Software content dealer Digital River showed retailers the newest version of its software download technology and voiced its interest in attracting regional retailers that have long since abandoned the software category due to shelf space issues.

Digital River’s newest download technology, displayed at RetailVision, places the entire transaction onto the retailer’s online store, said Greg Wilkes, VP, channel partners. This allows the retailer to book the entire transaction price, while Digital River is paid a commission. In the past a person electronically buying and downloading a software title was transferred to Digital’s site for the transaction phase and the retailer was paid a commission.

Wilkes said the new system is far less confusing to the consumer because there is only one Web site to deal with.

Digital River, which represents about 30,000 titles and acts as the download center for most national computer and office superstore retailers, believes its next area of expansion will be regional retailers.

Wilkes said many have dropped out of the software business to rid themselves of the hassle of dealing with thousands of boxes, which also took up to much floor space. But electronically downloaded software eliminates both of these issues so regional retailers can get back into the business minus the hassles, he said.

“All of the SG&A costs are gone with downloadable software,” Wilkes said.

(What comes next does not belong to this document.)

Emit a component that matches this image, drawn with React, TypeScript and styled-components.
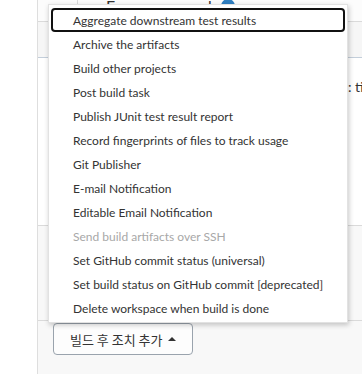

The huge strides in home penetration that broadband Internet access has made in the past two years is another reason Wilkes is optimistic that more retailers will jump onto the electronic download bandwagon. Since most titles are at the very least 30MB or 40MB in size, acquiring them through a dial-up modem is impractical. These new broadband users should help boost the share electronically downloaded software sales represent in the category from the low single digits to the high single or low double-digit area in the next 12 months, Wilkes said. This should translate to a sales total of about $3 billion by 2005, or twice its current level.